Tanto quanto eu posso dizer, nunca foi um problema. Ao longo da história humana, as pessoas sempre assumiram que há vida em outro lugar. Foram apenas os humanistas que queriam dizer que os seres humanos eram o pináculo do universo. Os cristãos têm a tradição de anjos, seres não corporais, criados por Deus. O que poderia ser mais ciência ficcional do que isso?
Qual é a coisa mais fascinante sobre a evidência de planetas em torno de outras estrelas?
Como estudantes há 40 anos, pudemos usar as teorias do dia para explicar o que vimos no nosso sistema solar, por que os planetas estavam todos no mesmo plano, por que planetas rochosos estavam nas órbitas internas e gigantes de gás no parte externa. Belas teorias. Agora encontramos outros sistemas onde a maioria dessas coisas não é verdade. A maioria desses planetas está em um fosso de tamanho entre a Terra e Netuno, que pensamos que nem era possível. Ao enfrentar todos esses outros sistemas solares, estamos aprendendo o quão ignorantes nós éramos.
Então, é seguro dizer que há algumas lacunas sérias em nosso conhecimento de astrofísica?
É, e é por isso que é tão importante procurar a vida em outros planetas. Só então entenderemos o que é a vida e a química fundamental disso. Poderia ser que nossas ideias sobre por que a vida está aqui na Terra são tão erradas quanto nossas ideias sobre por que os sistemas solares são como são.
Com esta chamada ‘segunda lua’ em órbita e o asteroide Ounuamua 2017 U1, nosso espaço local está se sentindo um pouco lotado. Devemos fazer algo sobre isso?
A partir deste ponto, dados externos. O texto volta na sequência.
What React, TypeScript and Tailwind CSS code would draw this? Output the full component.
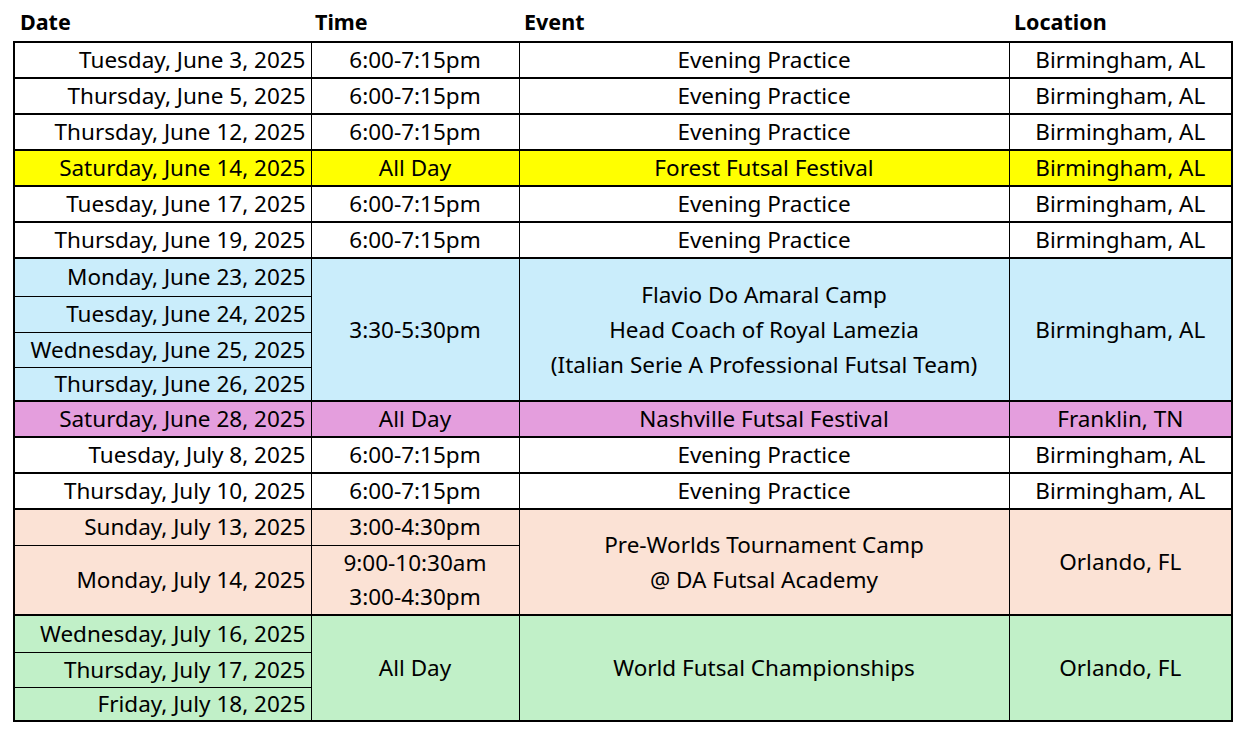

Bem, quem quer que envie para explodir um asteroide não volta. Mas, o que é mais importante, não saberemos se um asteroide vai nos atingir até que seja bastante próximo e você nunca tem certeza. Se tiver uma chance de 50-50 de nos bater e você explodir em pedaços, você vai de uma chance de 50%de que isso nos atingirá a uma chance de 100 por cento de que metade deles vai bater. Isso não é uma melhoria. Essa é a ciência de Hollywood.
Existe uma diferença entre explicações teológicas e explicações científicas?
O que as pessoas não lembram é que o gênio de Galileu não era que ele fosse a primeira pessoa a construir um telescópio. Ele não foi. Não é que ele foi o primeiro a apontar para o céu. Ele também não foi. Mas ele foi a primeira pessoa a ter a imaginação para saber quais perguntas fazer para interpretar o que ele estava vendo.
Ele também teve uma ótima educação nas artes – ele era um pintor, ele podia desenhar imagens da lua, e ele era um grande escritor. A ciência precisa das artes e da grande imaginação. Eu entrei na ciência porque eu tinha lido ficção científica, então os planetas para mim são lugares onde as pessoas têm grandes aventuras. Ainda acho que essa sensação de maravilha é parte da alegria que me faz querer querer saber mais sobre o universo.
O que falta nos ensinamentos sobre a tensão histórica entre ciência e igreja?
O único exemplo que qualquer um pode apontar é Galileu, e tudo o que você acha que sabe sobre o Galileu está errado. No entanto, a verdade não faz a igreja parecer melhor. A Igreja Católica elogiou Galileu por 20 anos e, de repente, ele se tornou um problema. Por quê? Bem, há cerca de 400 livros sobre ele e todos eles têm respostas diferentes. Provavelmente era político. Copérnico publicou seu modelo astronômico (colocando o Sol no centro do sistema solar) 70 anos antes que Galileu o propôs e a Igreja nunca teve um problema com isso.
Como é o clima de investigação científica no Vaticano?
O clima é fantástico e o objetivo é mostrar ao mundo que a Igreja apoia a ciência. Minha tarefa quando cheguei foi: “Faça boa ciência”. Ponto final. “Trabalhei por 20 anos vivendo de subsídios da NASA antes de entrar nos jesuítas. Naqueles dias, eu fiz a ciência que eles estavam dispostos a pagar, e eu tive que ter resultados dentro do período de concessão de três anos, ou então, rua. Agora, tenho total liberdade para escolher minha pesquisa, segui-la e descobrir o que é a verdade.